Compliance and control considerations
- Segregation of duties in purchasing, receiving, inventory adjustment, and credit workflows
- Audit trails for forecast overrides, inventory changes, and supplier master updates
- Traceability for lot-controlled, serialized, or regulated products where applicable
- Data retention and reporting controls for financial and operational records
- Approval governance for pricing exceptions, write-offs, and obsolete inventory disposition
Executive guidance for scaling distribution operations with ERP intelligence
Executives should approach distribution ERP operations intelligence as a phased capability build. The first phase is usually visibility and standardization: clean master data, common KPIs, location-level inventory accuracy, and baseline workflow controls. The second phase introduces policy-driven replenishment, warehouse task orchestration, and exception-based reporting. The third phase adds more advanced forecasting, supplier analytics, and selective AI support.

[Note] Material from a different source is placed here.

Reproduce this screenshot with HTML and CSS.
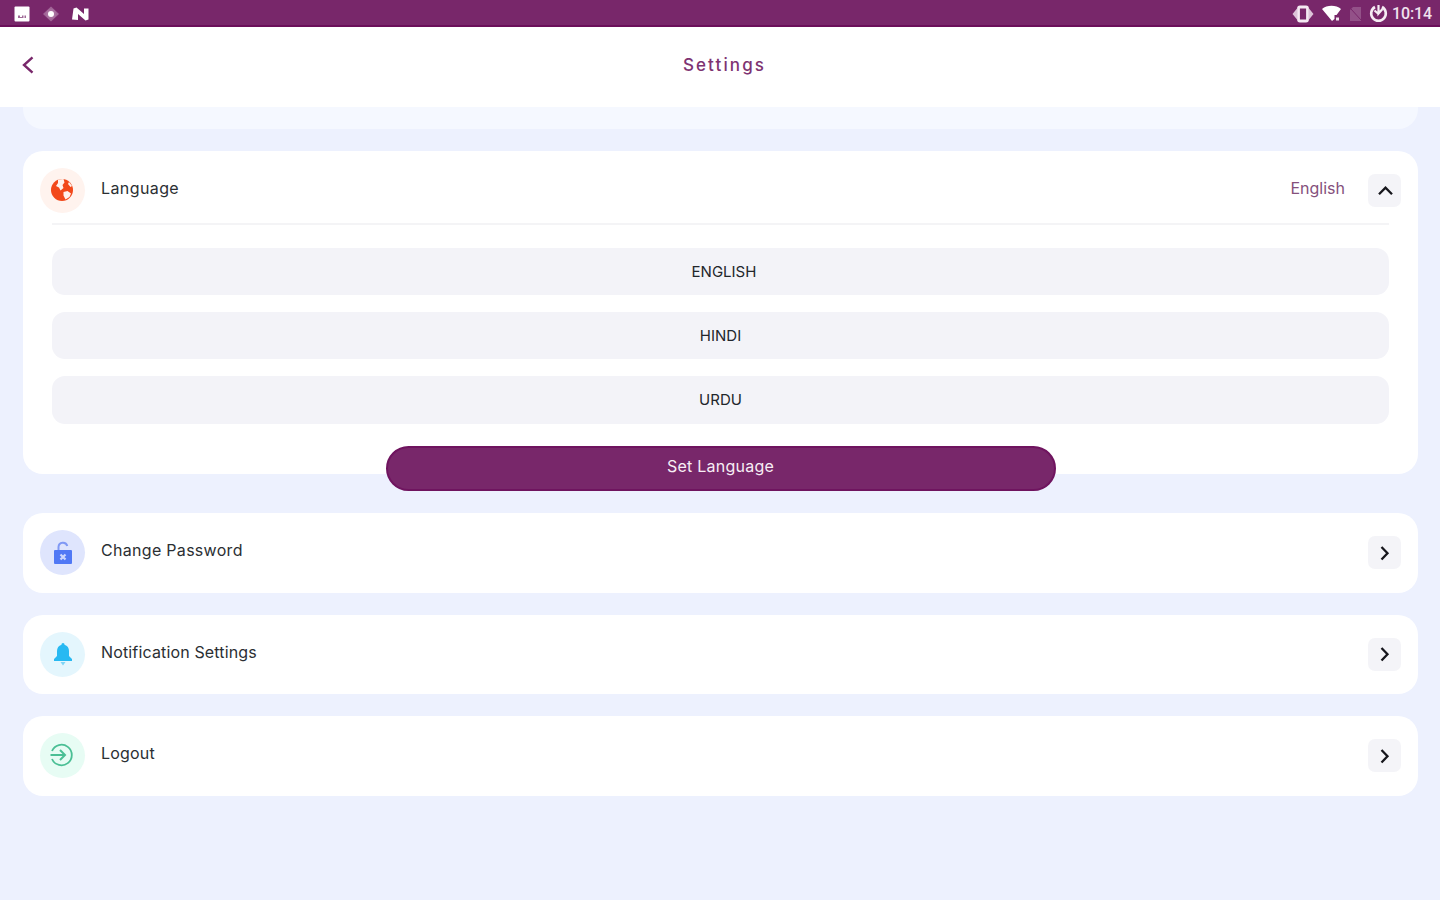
FILE: index.html
```html
<!DOCTYPE html>
<html lang="en">
<head>
    <meta charset="UTF-8">
    <meta name="viewport" content="width=device-width, initial-scale=1.0">
    <title>Settings</title>
    <link rel="stylesheet" href="styles.css">
</head>
<body>
    <!-- Status bar -->
    <div class="status-bar">
        <div class="status-left">
            <svg width="16" height="16" viewBox="0 0 16 16">
                <rect x="0.5" y="0.5" width="15" height="15" rx="1" fill="#fff"/>
                <path d="M4 12V9.500h2V11h2V9.500h1.500V12zM10.500 9.500h1.500V12h-1.500z" fill="#a06a97"/>
            </svg>
            <svg width="18" height="16" viewBox="0 0 18 16">
                <path d="M9 0.500L17 8 9 15.500 1 8z" fill="#c9a3c3" opacity="0.5"/>
                <circle cx="9" cy="8" r="5" fill="#a8709f"/>
                <circle cx="9" cy="8" r="3" fill="#fff"/>
            </svg>
            <svg width="18" height="16" viewBox="0 0 18 16">
                <path d="M0 13.500L1.500 2.500 4.500 1.500 12 8V2.500h4.500v11l-3 1L6 8v6z" fill="#fff"/>
            </svg>
        </div>
        <div class="status-right">
            <svg class="vibrate" width="22" height="18" viewBox="0 0 22 18">
                <path d="M5 3.500v11L.5 9zM17 3.500v11L21.500 9z" fill="#dcc3d8"/>
                <rect x="6.500" y="2" width="9" height="14" rx="1.500" fill="none" stroke="#f4e9f2" stroke-width="2.800"/>
            </svg>
            <svg class="wifi" width="21" height="18" viewBox="0 0 21 18">
                <path d="M1 4C6-.3 15-.3 20 4l-4.500 6h-2v4l-2.500 2z" fill="#fff"/>
                <rect x="15" y="12.500" width="3" height="3" fill="#f0e2ee"/>
            </svg>
            <svg class="sim" width="13" height="16" viewBox="0 0 13 16">
                <path d="M4 1h8v14H1V4z" fill="#935188"/>
                <path d="M2 3l10 11" stroke="#78276a" stroke-width="1"/>
            </svg>
            <svg class="sync" width="19" height="19" viewBox="0 0 19 19">
                <path d="M6 3A7.300 7.300 0 1 0 13 3" fill="none" stroke="#f6edf4" stroke-width="2.600"/>
                <path d="M9.500 1v8.500l4-4.500M5.500 6.500l3.500 3" fill="none" stroke="#f6edf4" stroke-width="2.200"/>
            </svg>
            <span class="clock">10:14</span>
        </div>
    </div>

    <!-- Header -->
    <header class="header">
        <svg class="back-icon" width="14" height="20" viewBox="0 0 14 20">
            <path d="M11.500 2.300L3 10l8.500 7.700" fill="none" stroke="#78276a" stroke-width="2.400"/>
        </svg>
        <h1 class="header-title">Settings</h1>
    </header>

    <main class="content">
        <div class="card-end"></div>

        <!-- Language -->
        <section class="card language-card">
            <div class="row">
                <span class="icon icon-language">
                    <svg width="24" height="24" viewBox="0 0 24 24">
                        <circle cx="12" cy="12" r="11" fill="#f2491b"/>
                        <path d="M8 1.500L13.500 1l1 3.500-2 2.500 1 3-3 2.500L9 9.500 6 8l2-3zM13.500 14l4-1 3.500 2.500-1.500 3.500-4 2.500-2-4zM19 4l3 4-1.500 1L18 6z" fill="#fff2ed"/>
                    </svg>
                </span>
                <span class="label label-language">Language</span>
                <span class="value">English</span>
                <span class="toggle">
                    <svg width="20" height="20" viewBox="0 0 20 20"><path d="M4 13.200l6.500-6.500 6.500 6.500" fill="none" stroke="#16161c" stroke-width="2.300"/></svg>
                </span>
            </div>
            <div class="options">
                <div class="option option-english">ENGLISH</div>
                <div class="option">HINDI</div>
                <div class="option">URDU</div>
            </div>
            <button class="set-button">Set Language</button>
        </section>

        <!-- Other settings -->
        <section class="card row">
            <span class="icon icon-password">
                <svg width="20" height="24" viewBox="0 0 20 24">
                    <path d="M5.500 9V6a4.500 4.500 0 0 1 8.800-1" fill="none" stroke="#8099f5" stroke-width="2"/>
                    <rect x="1" y="9" width="18" height="14" rx="1" fill="#5078f5"/>
                    <path d="M7.500 13.500l5 5M12.500 13.500l-5 5" stroke="#cbd6fd" stroke-width="2.200"/>
                </svg>
            </span>
            <span class="label label-password">Change Password</span>
            <span class="toggle">
                <svg width="20" height="20" viewBox="0 0 20 20"><path d="M6.500 4l6 6.200-6 6.300" fill="none" stroke="#16161c" stroke-width="2.300"/></svg>
            </span>
        </section>
        <section class="card row">
            <span class="icon icon-notification">
                <svg width="20" height="24" viewBox="0 0 20 24">
                    <path d="M10 1c1 0 1.500.8 1.500 1.700C14.500 3.500 16 6 16 9v5l3 3v2H1v-2l3-3V9c0-3 1.500-5.500 4.500-6.300C8.500 1.800 9 1 10 1z" fill="#27b9f2"/>
                    <path d="M7.500 20h5L10 23.500z" fill="#7fd5f6"/>
                </svg>
            </span>
            <span class="label label-notification">Notification Settings</span>
            <span class="toggle">
                <svg width="20" height="20" viewBox="0 0 20 20"><path d="M6.500 4l6 6.200-6 6.300" fill="none" stroke="#16161c" stroke-width="2.300"/></svg>
            </span>
        </section>
        <section class="card row">
            <span class="icon icon-logout">
                <svg width="24" height="24" viewBox="0 0 24 24" fill="none" stroke="#4bbf95">
                    <path d="M2 8A10.300 10.300 0 1 1 2 16" stroke-width="1.800"/>
                    <path d="M.5 12h14M10 7l5 5-5 5" stroke-width="2"/>
                </svg>
            </span>
            <span class="label label-logout">Logout</span>
            <span class="toggle">
                <svg width="20" height="20" viewBox="0 0 20 20"><path d="M6.500 4l6 6.200-6 6.300" fill="none" stroke="#16161c" stroke-width="2.300"/></svg>
            </span>
        </section>
    </main>
</body>
</html>
```
FILE: styles.css
```css
/* Reset */
* {
    box-sizing: border-box;
}

body {
    margin: 0;
    height: 100vh;
    overflow: hidden;
    background: #edf1fe;
    color: #2b2f33;
    font-family: Inter, "Open Sans", sans-serif;
}

svg {
    display: block;
    flex: none;
}

/* Status bar */
.status-bar {
    display: flex;
    justify-content: space-between;
    align-items: center;
    height: 27px;
    padding: 0 8px 0 14px;
    background: #78276a;
    border-bottom: 2px solid #6b0f5a;
}

.status-left {
    display: flex;
    gap: 12px;
    padding-top: 3px;
}

.status-right {
    display: flex;
    align-items: center;
    padding-top: 2px;
}

.wifi {
    margin-left: 7px;
}

.sim {
    margin-left: 7px;
}

.sync {
    margin-left: 7px;
}

.clock {
    margin-left: 4px;
    color: #f0e2ee;
    font-family: Roboto, sans-serif;
    font-size: 16px;
    font-weight: 500;
    line-height: 20px;
    letter-spacing: -0.1px;
}

/* Header */
.header {
    display: flex;
    align-items: center;
    height: 80px;
    padding: 0 21px;
    background: #fff;
}

.back-icon {
    margin-top: -4px;
}

.header-title {
    flex: 1;
    margin: -4px 5px 0 0;
    text-align: center;
    color: #7e3372;
    font-size: 17px;
    font-weight: 500;
    letter-spacing: 2.1px;
}

/* Cards */
.content {
    display: flex;
    flex-direction: column;
    gap: 22px;
    padding: 0 22px 0 23px;
}

.card-end {
    height: 22px;
    background: #f5f8ff;
    border-radius: 0 0 20px 20px;
}

.card {
    background: #fff;
    border-radius: 20px;
}

.row {
    display: flex;
    align-items: center;
    height: 79.500px;
    padding: 0 17px;
}

.icon {
    display: flex;
    justify-content: center;
    align-items: center;
    width: 45px;
    height: 45px;
    border-radius: 50%;
}

.icon-language {
    background: #fff3ee;
}

.icon-language svg,
.icon-logout svg {
    margin: 0 1px 1px 0;
}

.icon-password {
    background: #dfe5fd;
}

.icon-notification {
    background: #e4f6fd;
}

.icon-logout {
    background: #e7fcf4;
}

.label {
    flex: 1;
    margin: -5px 0 0 16px;
    font-size: 16px;
}

.label-language {
    letter-spacing: 0.4px;
}

.label-password {
    letter-spacing: 0.3px;
}

.label-notification {
    letter-spacing: 0.15px;
}

.label-logout {
    letter-spacing: 0.2px;
}

.value {
    margin: -5px 23px 0 0;
    color: #85507c;
    font-size: 16px;
}

.toggle {
    display: flex;
    justify-content: center;
    align-items: center;
    width: 33px;
    height: 33px;
    border-radius: 7px;
    background: #f4f4f8;
}

/* Language card */
.language-card {
    height: 323px;
    margin-bottom: 17px;
}

.options {
    display: flex;
    flex-direction: column;
    gap: 17px;
    margin: -7.500px 29px 0;
    padding-top: 23px;
    border-top: 2px solid #f4f4f6;
}

.option {
    height: 47.200px;
    border-radius: 13px;
    background: #f3f3f8;
    color: #22262b;
    font-size: 15px;
    line-height: 47px;
    text-align: center;
}

.option-english {
    padding-left: 7px;
}

.set-button {
    display: block;
    width: 670px;
    height: 45px;
    margin: 22px auto 0;
    padding: 0 0 4px;
    border: 2px solid #6f145f;
    border-radius: 23px;
    background: #78276a;
    color: #f7eef5;
    font-family: inherit;
    font-size: 16px;
    letter-spacing: 0.25px;
}
```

It is also important to define what decisions should be centralized and what should remain local. Corporate teams may set planning policies, service targets, and supplier governance, while branch managers retain authority over local exceptions and customer-specific realities. ERP should support this balance rather than forcing either complete centralization or uncontrolled local variation.
For CIOs and operations leaders, the strongest business case usually combines service improvement, working capital reduction, labor efficiency, and better management control. Those outcomes depend less on feature count and more on whether the ERP environment can standardize workflows, expose exceptions early, and support disciplined execution across purchasing, warehousing, and fulfillment.
In distribution, inventory forecasting and workflow optimization are not separate initiatives. They are part of the same operating system. When ERP provides reliable data, structured workflows, and actionable intelligence, distributors can make better stocking decisions, reduce operational friction, and scale with more consistency across locations, channels, and supplier networks.